Jacob Javits Called it For Obama in 1965


A quick shout-out to my li’l sister, who edits the always-interesting Oxford University Press blog. Today she published a moving and fascinating essay by Henry Louis Gates Jr.  (I’m told his friends can call him “Skip”)on Barack Obama’s historic victory last night. Although the emotional highlight of the essay is his description of his 95-year-old father’s amazement at Obama’s election, there is also a thorough and serious review of, “Who could ever have imagined something like this?”

The answer it turns out, is Jacob Javits —

The award for prescience, however, goes to Jacob K. Javits, the liberal Republican senator from New York who, incredibly, just a year after the integration of Central High School in Little Rock, predicted that the first black president would be elected in the year 2000. In an essay titled “Integration from the Top Down” printed in Esquire magazine in 1958, he wrote:

“What manner of man will this be, this possible Negro Presidential candidate of 2000? Undoubtedly, he will be well-educated. He will be well-traveled and have a keen grasp of his country’s role in the world and its relationships. He will be a dedicated internationalist with working comprehension of the intricacies of foreign aid, technical assistance and reciprocal trade. . . . Assuredly, though, despite his other characteristics, he will have developed the fortitude to withstand the vicious smear attacks that came his way as he fought to the top in government and politics . . . those in the vanguard may expect to be the targets for scurrilous attacks, as the hate mongers, in the last ditch efforts, spew their verbal and written poison.”

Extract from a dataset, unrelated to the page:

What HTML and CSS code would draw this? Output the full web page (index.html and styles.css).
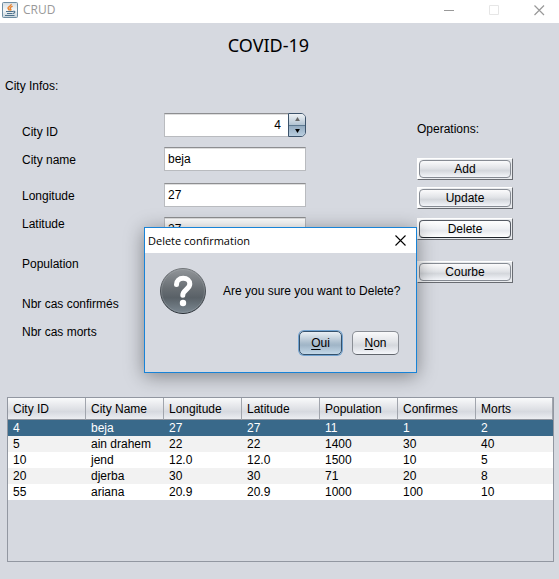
FILE: index.html
```html
<!DOCTYPE html>
<html lang="en">
<head>
<meta charset="utf-8">
<title>CRUD</title>
<meta name="viewport" content="width=device-width, initial-scale=1">
<link rel="stylesheet" href="styles.css">
</head>
<body>
<div class="window">
  <header class="titlebar">
    <svg class="app-icon" viewBox="0 0 16 16" aria-hidden="true">
      <defs>
        <linearGradient id="appBg" x1="0" y1="0" x2="0" y2="1">
          <stop offset="0" stop-color="#d3dce2"/>
          <stop offset="0.5" stop-color="#f6f8f9"/>
          <stop offset="1" stop-color="#c5d1d9"/>
        </linearGradient>
      </defs>
      <rect x="0.5" y="0.5" width="15" height="15" rx="1" fill="url(#appBg)" stroke="#6e8da2"/>
      <path d="M9.200 2c.5 2-3.400 2.400-3.200 4.200.1 1 1.300 1.300 1.500 2.300M10.600 4.200c-2.600 1.100-3 1.900-2 2.800.6.6.3 1-.2 1.500" fill="none" stroke="#e8822e" stroke-width="1.400"/>
      <path d="M4 9.500h7M5 11.500h5.500M3 13.500h9.500M11 9.300c2.500-.5 2.500 1.700 0 2.200" fill="none" stroke="#4c718c" stroke-width="1.100"/>
    </svg>
    <span class="app-name">CRUD</span>
    <div class="window-controls">
      <button type="button" class="control" aria-label="Minimize">
        <svg viewBox="0 0 11 11"><path d="M0 5.500h10" stroke="#999"/></svg>
      </button>
      <button type="button" class="control" aria-label="Maximize">
        <svg viewBox="0 0 11 11"><path d="M.5.500h9v9h-9z" fill="none" stroke="#e6e6e6"/></svg>
      </button>
      <button type="button" class="control" aria-label="Close">
        <svg viewBox="0 0 11 11"><path d="M.5.500l9.500 9.500M10 .5L.5 10" stroke="#999" stroke-width="1.200"/></svg>
      </button>
    </div>
  </header>

  <main class="content">
    <h1 class="title">COVID-19</h1>
    <h2 class="section">City Infos:</h2>
    <div class="editor">
      <form class="form">
        <div class="labels">
          <label for="city-id">City ID</label>
          <label for="city-name" class="after-id">City name</label>
          <label for="longitude" class="after-name">Longitude</label>
          <label for="latitude" class="after-id">Latitude</label>
          <label for="population" class="spaced">Population</label>
          <label for="confirmed" class="spaced">Nbr cas confirmés</label>
          <label for="deaths" class="after-id">Nbr cas morts</label>
        </div>
        <div class="fields">
          <div class="field-group">
            <div class="spinner">
              <input class="field" id="city-id" type="text" inputmode="numeric" value="4">
              <div class="steps">
                <button type="button" class="step" aria-label="Increase"><svg viewBox="0 0 6 5"><path d="M3 0l3 5H0z" fill="#666"/></svg></button>
                <button type="button" class="step down" aria-label="Decrease"><svg viewBox="0 0 6 5"><path d="M0 0h6L3 5z" fill="#000"/></svg></button>
              </div>
            </div>
            <input class="field" id="city-name" type="text" value="beja">
          </div>
          <div class="field-group">
            <input class="field" id="longitude" type="text" value="27">
            <input class="field" id="latitude" type="text" value="27">
          </div>
          <div class="field-group">
            <input class="field" id="population" type="text" value="11">
            <input class="field" id="confirmed" type="text" value="1">
            <input class="field" id="deaths" type="text" value="2">
          </div>
        </div>
      </form>
      <section class="operations">
        <h2 class="operations-title">Operations:</h2>
        <div class="bevel"><button type="button" class="button">Add</button></div>
        <div class="bevel"><button type="button" class="button">Update</button></div>
        <div class="bevel lower"><button type="button" class="button focus">Delete</button></div>
        <div class="bevel last"><button type="button" class="button">Courbe</button></div>
      </section>
    </div>

    <div class="table-pane">
      <table class="table">
        <thead>
          <tr><th>City ID</th><th>City Name</th><th>Longitude</th><th>Latitude</th><th>Population</th><th>Confirmes</th><th>Morts</th></tr>
        </thead>
        <tbody>
          <tr class="selected"><td>4</td><td>beja</td><td>27</td><td>27</td><td>11</td><td>1</td><td>2</td></tr>
          <tr><td>5</td><td>ain drahem</td><td>22</td><td>22</td><td>1400</td><td>30</td><td>40</td></tr>
          <tr><td>10</td><td>jend</td><td>12.0</td><td>12.0</td><td>1500</td><td>10</td><td>5</td></tr>
          <tr><td>20</td><td>djerba</td><td>30</td><td>30</td><td>71</td><td>20</td><td>8</td></tr>
          <tr><td>55</td><td>ariana</td><td>20.9</td><td>20.9</td><td>1000</td><td>100</td><td>10</td></tr>
        </tbody>
      </table>
    </div>
  </main>

  <div class="overlay">
    <div class="dialog" role="dialog" aria-modal="true" aria-labelledby="dialog-title">
      <div class="dialog-bar">
        <span id="dialog-title">Delete confirmation</span>
        <button type="button" class="dialog-close" aria-label="Close dialog">
          <svg viewBox="0 0 11 11"><path d="M.5.500l10 10M10.500.5l-10 10" stroke="#000" stroke-width="1.100"/></svg>
        </button>
      </div>
      <div class="dialog-body">
        <div class="message">
          <svg class="question" viewBox="0 0 46 46" aria-hidden="true">
            <defs>
              <linearGradient id="ball" x1="0" y1="0" x2="0" y2="1">
                <stop offset="0" stop-color="#92969a"/>
                <stop offset="0.450" stop-color="#686e73"/>
                <stop offset="0.650" stop-color="#596167"/>
                <stop offset="1" stop-color="#7d8993"/>
              </linearGradient>
              <linearGradient id="rim" x1="0" y1="0" x2="0" y2="1">
                <stop offset="0" stop-color="#72767a"/>
                <stop offset="1" stop-color="#262c33"/>
              </linearGradient>
            </defs>
            <circle cx="23" cy="23" r="22.500" fill="url(#ball)" stroke="url(#rim)"/>
            <circle cx="23" cy="23" r="21.500" fill="none" stroke="#b0b5ba" stroke-opacity="0.300"/>
            <path d="M16.500 16.500c0-3.700 2.700-6.200 6.700-6.200 3.900 0 6.600 2.300 6.600 5.800 0 5.200-7 5.700-7 11.200" fill="none" stroke="#fff" stroke-width="5" stroke-linecap="round"/>
            <circle cx="23" cy="35" r="3.200" fill="#fff"/>
          </svg>
          <p>Are you sure you want to Delete?</p>
        </div>
        <div class="actions">
          <button type="button" class="choice primary"><u>O</u>ui</button>
          <button type="button" class="choice"><u>N</u>on</button>
        </div>
      </div>
    </div>
  </div>
</div>
</body>
</html>
```

FILE: styles.css
```css
* {
  box-sizing: border-box;
}

body {
  margin: 0;
  background: #d6d9e0;
  color: #000;
  font: 12px/16px "Liberation Sans", Arial, sans-serif;
}

button,
input {
  margin: 0;
  padding: 0;
  font: inherit;
  color: inherit;
}

h1,
h2,
p {
  margin: 0;
  font-size: inherit;
  font-weight: normal;
}

.window {
  position: relative;
  display: flex;
  flex-direction: column;
  min-height: 100vh;
}

.titlebar {
  display: flex;
  height: 23px;
  padding-left: 2px;
  background: #fff;
}

.app-icon {
  width: 16px;
  height: 16px;
  margin-top: 2px;
}

.app-name {
  margin-left: 5px;
  color: #999;
  font: 12px/19px "Open Sans", sans-serif;
}

.window-controls {
  display: flex;
  gap: 5px;
  margin-left: auto;
}

.control {
  width: 40px;
  height: 21px;
  border: 0;
  background: none;
}

.control svg,
.dialog-close svg {
  display: block;
  width: 11px;
  height: 11px;
  margin: 0 auto;
}

.content {
  display: flex;
  flex: 1;
  flex-direction: column;
  padding: 0 5px 17px 7px;
}

.title {
  padding-right: 24px;
  font: 18px/44px "Noto Sans", sans-serif;
  text-align: center;
}

.section {
  margin: 11px 0 19px -2px;
}

.editor {
  display: flex;
  justify-content: space-between;
  padding: 0 41px 0 15px;
}

.form {
  display: flex;
}

.labels {
  display: flex;
  flex-direction: column;
  width: 142px;
  padding-top: 11px;
}

.after-id {
  margin-top: 12px;
}

.after-name {
  margin-top: 20px;
}

.spaced {
  margin-top: 24px;
}

.fields {
  display: flex;
  flex-direction: column;
  gap: 12px;
  width: 142px;
}

.field-group {
  display: flex;
  flex-direction: column;
  gap: 10px;
}

.field {
  width: 100%;
  height: 24px;
  padding: 0 3px;
  border: 1px solid #b9bbbf;
  border-top: 1px solid #8d8e91;
  background: #fff;
  box-shadow: inset 0 1px #dedede;
}

.spinner {
  display: flex;
}

.spinner .field {
  flex: 1;
  min-width: 0;
  padding-right: 7px;
  border-right: 0;
  text-align: right;
}

.steps {
  display: flex;
  flex-direction: column;
  width: 18px;
  border: 1px solid #3c536b;
  border-radius: 0 5px 5px 0;
  overflow: hidden;
}

.step {
  display: flex;
  flex: 1;
  align-items: center;
  justify-content: center;
  border: 0;
  background: linear-gradient(#eff3f6, #b2c3d2);
}

.step.down {
  border-top: 1px solid #5d7991;
  background: linear-gradient(#93abc0, #b9cedf);
}

.step svg {
  width: 5px;
  height: 4px;
}

.operations {
  width: 96px;
}

.operations-title {
  margin: 8px 0 21px;
}

.bevel {
  height: 22px;
  margin-bottom: 7px;
  border: 1px solid;
  border-color: #fff #696c72 #696c72 #fff;
  background: linear-gradient(90deg, #fff, #e9ebee 8px);
}

.bevel.lower {
  margin-top: 9px;
}

.bevel.last {
  margin-top: 21px;
}

.button {
  display: block;
  width: calc(100% - 2px);
  height: 18px;
  margin: 1px auto;
  border: 1px solid #868b93;
  border-radius: 4px;
  background: linear-gradient(#fbfbfc, #e2e4e8 45%, #d4d7dc 60%, #f3f5f9);
}

.button.focus {
  border-color: #565b64;
  border-bottom-color: #20252c;
  background: linear-gradient(#fff, #eef0f3 50%, #e6e8ed 60%, #fff);
}

.table-pane {
  flex: 1;
  margin-top: 52px;
  border: 1px solid #9297a1;
}

.table {
  width: 100%;
  border-spacing: 0;
  table-layout: fixed;
}

.table th {
  width: 78px;
  height: 22px;
  padding: 0 5px;
  border-right: 1px solid #a1a5ad;
  border-bottom: 1px solid #8f949d;
  background: linear-gradient(#f9fafb, #dddfe4 55%, #d6d9df 65%, #eceef2);
  font-weight: normal;
  text-align: left;
}

.table th:last-child {
  width: auto;
}

.table td {
  height: 16px;
  padding: 0 5px;
  line-height: 16px;
}

.table tbody tr {
  background: #fff;
}

.table tbody tr:nth-child(even) {
  background: #f2f2f2;
}

.table tbody .selected {
  background: #39698a;
  color: #fff;
}

.overlay {
  position: absolute;
  inset: 0;
  display: grid;
  place-items: center;
  padding: 21px 0 0 2px;
}

.dialog {
  width: 273px;
  border: 1px solid #1883d7;
  background: #d6d9e0;
  box-shadow: 0 3px 18px rgba(0, 0, 0, 0.4);
}

.dialog-bar {
  display: flex;
  align-items: center;
  justify-content: space-between;
  height: 25px;
  padding: 0 10px 0 3px;
  background: #fff;
  font: 11px/24px "Open Sans", sans-serif;
}

.dialog-close {
  border: 0;
  background: none;
}

.dialog-body {
  padding: 15px 15px 17px;
}

.message {
  display: flex;
  align-items: center;
  gap: 17px;
}

.question {
  width: 46px;
  height: 46px;
}

.actions {
  display: flex;
  justify-content: flex-end;
  gap: 10px;
  margin: 17px 2px 0 0;
}

.choice {
  width: 47px;
  height: 24px;
  border: 1px solid #8a8e95;
  border-bottom-color: #62666d;
  border-radius: 5px;
  background: linear-gradient(#fafafb, #e1e3e7 45%, #d5d8dd 60%, #f5f7fb);
}

.choice.primary {
  width: 43px;
  border-color: #34516c;
  background: linear-gradient(#e9eff4, #a9bccc 50%, #a0b5c7 60%, #c3d8e8);
  box-shadow: 0 0 0 1px #73a4d1;
}

u {
  text-underline-offset: 2px;
}
```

In the same essay, Javits predicted both the election of a black senator and the appointment of the first black Supreme Court justice by 1968. Edward Brooke was elected to the Senate by Massachusetts voters in 1966. Thurgood Marshall was confirmed in 1967. Javits also predicted the election to the House of Representatives of “between thirty and forty qualified Negroes” in the 106th Congress in 2000. In fact, 37 black U.S. representatives, among them 14 women, were elected that year.

All in all, Sen. Javits was one very keen prognosticator. And when we reflect upon the characteristics that Javits insisted the first black president must possess—he must be well-educated, well-traveled, have a keen grasp of his country’s role in the world, be a dedicated internationalist and have a very thick skin—it is astonishing how accurately he is describing the background and character of Barack Obama.